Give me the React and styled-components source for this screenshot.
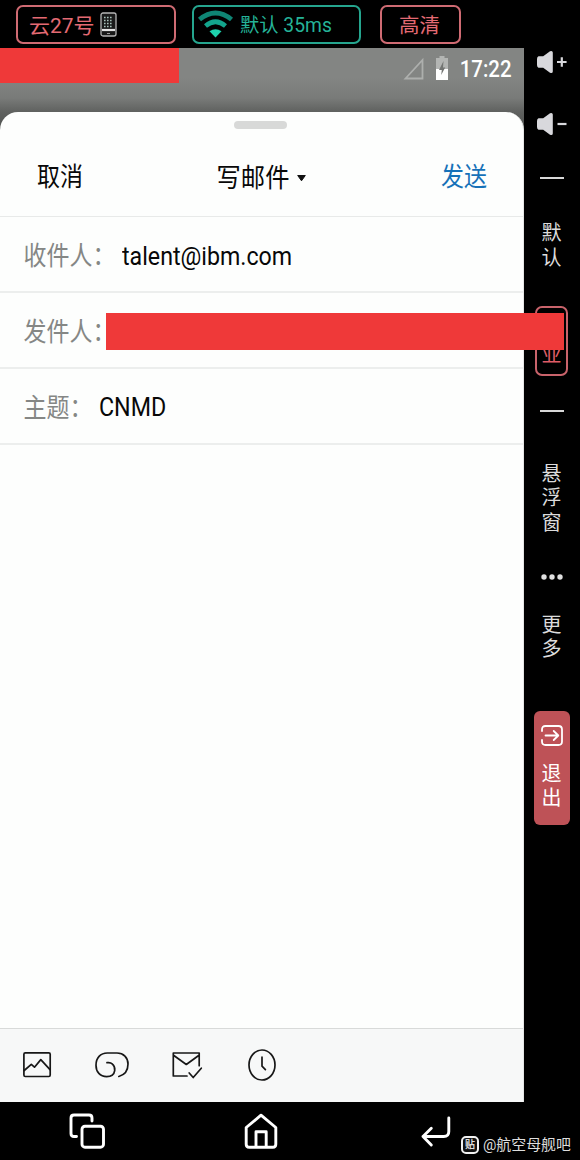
import React from 'react';
import styled, { createGlobalStyle } from 'styled-components';

const GlobalStyle = createGlobalStyle`
  * { box-sizing: border-box; }
  html, body { margin: 0; padding: 0; background: #000; }
  body { font-family: Roboto, "Noto Sans CJK SC", sans-serif; }
  svg { display: block; overflow: visible; flex: none; }
`;

const Page = styled.div`
  width: 580px;
  height: 1160px;
  display: flex;
  flex-direction: column;
  background: #000;
  overflow: hidden;
`;

const TopBar = styled.header`
  height: 48px;
  flex: none;
  display: flex;
  align-items: flex-start;
  padding: 5px 0 0 16px;
`;

const Chip = styled.div`
  width: ${(p) => p.$width}px;
  height: 39px;
  margin-right: ${(p) => p.$gap || 0}px;
  padding: 0 0 0 ${(p) => p.$pad}px;
  display: flex;
  align-items: center;
  gap: ${(p) => p.$inner || 0}px;
  border: 2px solid ${(p) => p.$edge};
  border-radius: 7px;
  color: ${(p) => p.$color};
  font-size: ${(p) => p.$size}px;
  line-height: 34px;
  white-space: nowrap;
`;

const ChipText = styled.span`
  padding-top: 2px;
`;

const Body = styled.div`
  height: 1054px;
  flex: none;
  display: flex;
`;

const Screen = styled.main`
  width: 524px;
  flex: none;
  display: flex;
  flex-direction: column;
  background: linear-gradient(#838583 0, #838583 30px, #797b79 50px, #5f615f 64px, #4a4c4a 88px);
`;

const StatusBar = styled.div`
  height: 64px;
  flex: none;
  display: flex;
  justify-content: space-between;
`;

const StatusMask = styled.div`
  width: 179px;
  height: 35px;
  background: #ef3939;
`;

const StatusIcons = styled.div`
  height: 42px;
  display: flex;
  align-items: center;
  padding-right: 12px;
  color: #fff;
`;

const Clock = styled.span`
  margin: 2px 0 0 9px;
  font-size: 21.5px;
  font-weight: 500;
  line-height: 42px;
  transform: scale(0.95, 1.07);
  transform-origin: right center;
`;

const Sheet = styled.section`
  flex: 1;
  display: flex;
  flex-direction: column;
  background: #fdfefd;
  border-radius: 18px 18px 0 0;
  border-right: 1px solid #e5e6e5;
`;

const HandleRow = styled.div`
  height: 25px;
  display: flex;
  justify-content: center;
  align-items: center;
  padding-right: 2px;
`;

const Handle = styled.div`
  width: 53px;
  height: 8px;
  border-radius: 4px;
  background: #d8d9d8;
`;

const Header = styled.div`
  height: 80px;
  display: grid;
  grid-template-columns: 1fr auto 1fr;
  align-items: center;
  padding: 3px 36px 0 37px;
  border-bottom: 1px solid #e8eae9;
`;

const Title = styled.div`
  display: flex;
  align-items: center;
  gap: 8px;
  padding-right: 1px;
`;

const Tall = styled.span`
  display: block;
  font-size: ${(p) => p.$size || 23}px;
  line-height: 30px;
  color: ${(p) => p.$color || '#080808'};
  text-align: ${(p) => p.$align || 'left'};
  white-space: nowrap;
  transform: scale(${(p) => p.$sx || 1}, ${(p) => p.$sy || 1.13});
  transform-origin: ${(p) => p.$align || 'left'} center;
`;

const Label = styled(Tall)`
  padding-top: 2px;
  color: #858785;
`;

const Field = styled.div`
  position: relative;
  height: 76px;
  display: flex;
  align-items: center;
  gap: ${(p) => p.$gap || 0}px;
  padding: 3px 0 0 23.5px;
  border-bottom: 2px solid #eceeed;
`;

const SenderMask = styled.div`
  position: absolute;
  z-index: 2;
  left: 106px;
  top: 20px;
  width: 458px;
  height: 37px;
  background: #ef3939;
`;

const Compose = styled.div`
  flex: 1;
`;

const Tools = styled.div`
  height: 74px;
  display: flex;
  align-items: center;
  padding: 0 0 1px 23px;
  background: #f7f8f8;
  border-top: 1px solid #d8dad9;
`;

const Tool = styled.div`
  width: ${(p) => p.$width}px;
`;

const Side = styled.aside`
  width: 56px;
  display: flex;
  flex-direction: column;
  align-items: center;
  padding-right: 1px;
  color: #dcdcdc;
`;

const SideItem = styled.div`
  width: 100%;
  height: ${(p) => p.$height}px;
  flex: none;
  display: flex;
  align-items: center;
  justify-content: center;
`;

const Divider = styled.div`
  width: 24px;
  height: 2px;
  background: #d8d8d8;
`;

const Vertical = styled.span`
  width: 20px;
  padding-top: 2px;
  font-size: 20px;
  line-height: 24.3px;
  text-align: center;
  word-break: break-all;
`;

const Outlined = styled.div`
  width: 33px;
  height: 70px;
  flex: none;
  display: flex;
  justify-content: center;
  padding-top: 9px;
  border: 2px solid #c9636b;
  border-radius: 7px;
  color: #df5c66;
`;

const Exit = styled.div`
  width: 36px;
  height: 114px;
  flex: none;
  display: flex;
  flex-direction: column;
  align-items: center;
  gap: 14px;
  padding-top: 14px;
  border-radius: 6px;
  background: #be5257;
  color: #fff;
`;

const NavBar = styled.nav`
  height: 58px;
  flex: none;
  display: flex;
  align-items: flex-start;
  padding: 11px 0 0 69px;
`;

const NavButton = styled.div`
  width: ${(p) => p.$width}px;
`;

const Watermark = styled.div`
  display: flex;
  align-items: center;
  gap: 4px;
  margin: 22px 0 0 3px;
  color: #dedede;
  font-size: 14.9px;
  line-height: 20px;
  white-space: nowrap;
`;

const Badge = styled.span`
  width: 18px;
  height: 18px;
  display: flex;
  align-items: center;
  justify-content: center;
  border: 2.5px solid #f1f1f1;
  border-radius: 5px;
  background: #111;
  font-size: 10px;
  font-weight: 700;
  line-height: 14px;
`;

const PhoneIcon = () => (
  <svg width="17" height="25" viewBox="0 0 17 25">
    <rect x="1" y="1" width="15" height="23" rx="2" fill="#191919" stroke="#b5b5b5" strokeWidth="1.3" />
    <path d="M4 5.5h9M4 8.5h9M4 11.5h9M4 14.5h9" stroke="#a9c2bb" strokeWidth="1.6" strokeDasharray="1.6 1.4" />
    <path d="M2 18h13" stroke="#e4e4e4" strokeWidth="2.2" />
    <path d="M7 21.5h3" stroke="#999" />
  </svg>
);

const WifiIcon = () => (
  <svg width="35" height="27" viewBox="0 0 35 27">
    <path d="M1.5 8.5Q17.5 -4.5 33.5 8.5" fill="none" stroke="#0f8574" strokeWidth="4.8" />
    <path d="M7.5 15Q17.5 6.5 27.5 15" fill="none" stroke="#13a58d" strokeWidth="4.6" />
    <path d="M11.5 20.3Q17.5 16 23.5 20.3L17.5 26.5Z" fill="#1ed3ae" />
  </svg>
);

const SignalIcon = () => (
  <svg width="20" height="22" viewBox="0 0 20 22">
    <path d="M1.5 20.5H18.5V2Z" fill="none" stroke="#adafad" strokeWidth="1.8" />
  </svg>
);

const BatteryIcon = () => (
  <svg width="24" height="24" viewBox="-12 1 24 24">
    <path d="M3.5 0h5v2H12v22H0V2h3.5Z" fill="#b3b5b3" />
    <path d="M0 13h12v11H0Z" fill="#fff" />
    <path d="M7.5 5L3 14H5.8L5.2 19L9.2 11.5H7Z" fill="#737573" />
  </svg>
);

const VolumeIcon = ({ plus }) => (
  <svg width="30" height="22" viewBox="0 0 30 22">
    <path d="M1.5 5.2H6.2L13 .3Q15.6-.8 15.8 1.5V20.5Q15.6 22.8 13 21.7L6.2 16.8H1.5Q0 16.2 0 14V8Q0 5.8 1.5 5.2Z" fill="#d8d8dc" />
    <path d={plus ? 'M20 11h9.6M24.8 6.2v9.6' : 'M20.5 11h9'} stroke="#d8d8dc" strokeWidth="2.2" />
  </svg>
);

const DotsIcon = () => (
  <svg width="22" height="6" viewBox="0 0 22 6" fill="#e0e0e0">
    <circle cx="3" cy="3" r="2.7" />
    <circle cx="11" cy="3" r="2.7" />
    <circle cx="19" cy="3" r="2.7" />
  </svg>
);

const ExitIcon = () => (
  <svg width="22" height="21" viewBox="0 0 22 21" fill="none" stroke="#fff" strokeWidth="1.8" strokeLinecap="round" strokeLinejoin="round">
    <path d="M1 6V4.5Q1 1 4.5 1H17.5Q21 1 21 4.5V16.5Q21 20 17.5 20H4.5Q1 20 1 16.5V15" />
    <path d="M4.5 10.5H17M12.7 6L17.3 10.5L12.7 15" />
  </svg>
);

const line = { fill: 'none', stroke: '#171717', strokeWidth: 1.7, strokeLinecap: 'round', strokeLinejoin: 'round' };

const ImageIcon = () => (
  <svg width="28" height="26" viewBox="0 0 28 26" {...line}>
    <rect x=".9" y=".9" width="26.3" height="23.6" rx="1.4" />
    <path d="M1.2 18.5L8.3 12.3L11.5 15.2L17.8 7.6L27 17.6" />
  </svg>
);

const AttachIcon = () => (
  <svg width="34" height="26" viewBox="0 0 34 26" {...line}>
    <path d="M12 10.7Q15.3 10 17.5 12.1Q20.2 14.5 19.7 18.6Q18.8 24.5 11.7 24.6C5 24.6 1 20 1 13.2C1 6 5.4 1 12.3 1H22C28.5 1 33 5.5 33 12C33 19 29.8 22.8 23.8 24.5" />
  </svg>
);

const MailIcon = () => (
  <svg width="31" height="27" viewBox="0 0 31 27" {...line}>
    <path d="M15 24H1.3V1H27.2V13.7M1.5 3.2L14.3 12.5L27 3.2M17.2 21L21.2 25.5L29.3 16.2" />
  </svg>
);

const ClockIcon = () => (
  <svg width="28" height="32" viewBox="0 0 28 32" {...line}>
    <ellipse cx="14" cy="16" rx="13" ry="15" />
    <path d="M14 8.2V17.2L17.4 20.7" />
  </svg>
);

const nav = { fill: 'none', stroke: '#fff', strokeWidth: 2.9, strokeLinecap: 'round', strokeLinejoin: 'round' };

const RecentIcon = () => (
  <svg width="36" height="36" viewBox="0 0 36 36" {...nav}>
    <path d="M7.5 23.5H5Q2 23.5 2 20.5V5Q2 2 5 2H20Q23 2 23 5V8" />
    <rect x="13" y="13.2" width="21.5" height="21" rx="3" />
  </svg>
);

const HomeIcon = () => (
  <svg width="34" height="36" viewBox="0 0 34 36" {...nav}>
    <path d="M2.2 14.5L17 2.2L31.8 14.5V31.3Q31.8 34.3 28.8 34.3H5.2Q2.2 34.3 2.2 31.3Z" />
    <path d="M12 33.5V18.8H22.2V33.5" />
  </svg>
);

const BackIcon = () => (
  <svg width="32" height="36" viewBox="0 0 32 36" {...nav}>
    <path d="M28.8 5V18.5Q28.8 23.5 23.8 23.5H3M11.3 15.3L3 23.5L11.3 32" />
  </svg>
);

export default function App() {
  return (
    <Page>
      <GlobalStyle />
      <TopBar>
        <Chip $width={160} $gap={16} $pad={11} $inner={5} $color="#e46a73" $edge="#cf6b73" $size={21}>
          <ChipText>云27号</ChipText>
          <PhoneIcon />
        </Chip>
        <Chip $width={169} $gap={19} $pad={4} $inner={7} $color="#25b398" $edge="#25a58e" $size={19.3}>
          <WifiIcon />
          <ChipText>默认 35ms</ChipText>
        </Chip>
        <Chip $width={81} $pad={17} $color="#e46a73" $edge="#cf6b73" $size={20.5}>
          <ChipText>高清</ChipText>
        </Chip>
      </TopBar>
      <Body>
        <Screen>
          <StatusBar>
            <StatusMask />
            <StatusIcons>
              <SignalIcon />
              <BatteryIcon />
              <Clock>17:22</Clock>
            </StatusIcons>
          </StatusBar>
          <Sheet>
            <HandleRow><Handle /></HandleRow>
            <Header>
              <Tall>取消</Tall>
              <Title>
                <Tall $size={24.3} $sy={1.08}>写邮件</Tall>
                <svg width="9" height="7" viewBox="0 0 9 7"><path d="M.7.5H8.3L4.5 5.8Z" fill="#111" stroke="#111" strokeLinejoin="round" /></svg>
              </Title>
              <Tall $align="right" $color="#1671b8">发送</Tall>
            </Header>
            <Field $gap={6.5}>
              <Label>收件人：</Label>
              <Tall $size={24} $sx={0.966} $sy={1.08}>talent@ibm.com</Tall>
            </Field>
            <Field>
              <Label>发件人：</Label>
              <SenderMask />
            </Field>
            <Field $gap={6}>
              <Label>主题：</Label>
              <Tall $sx={1.01}>CNMD</Tall>
            </Field>
            <Compose />
            <Tools>
              <Tool $width={72}><ImageIcon /></Tool>
              <Tool $width={77}><AttachIcon /></Tool>
              <Tool $width={76}><MailIcon /></Tool>
              <Tool $width={28}><ClockIcon /></Tool>
            </Tools>
          </Sheet>
        </Screen>
        <Side>
          <SideItem $height={27}><VolumeIcon plus /></SideItem>
          <SideItem $height={98}><VolumeIcon /></SideItem>
          <SideItem $height={10}><Divider /></SideItem>
          <SideItem $height={123}><Vertical>默认</Vertical></SideItem>
          <Outlined><Vertical>企业</Vertical></Outlined>
          <SideItem $height={70}><Divider /></SideItem>
          <SideItem $height={103}><Vertical>悬浮窗</Vertical></SideItem>
          <SideItem $height={56}><DotsIcon /></SideItem>
          <SideItem $height={62}><Vertical>更多</Vertical></SideItem>
          <SideItem $height={44} />
          <Exit>
            <ExitIcon />
            <Vertical>退出</Vertical>
          </Exit>
        </Side>
      </Body>
      <NavBar>
        <NavButton $width={175}><RecentIcon /></NavButton>
        <NavButton $width={176}><HomeIcon /></NavButton>
        <NavButton $width={38}><BackIcon /></NavButton>
        <Watermark><Badge>贴</Badge>@航空母舰吧</Watermark>
      </NavBar>
    </Page>
  );
}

> Stated goal: Find how many lines in the listing contain the word "components" and give that count alone.

> Exercise output: 2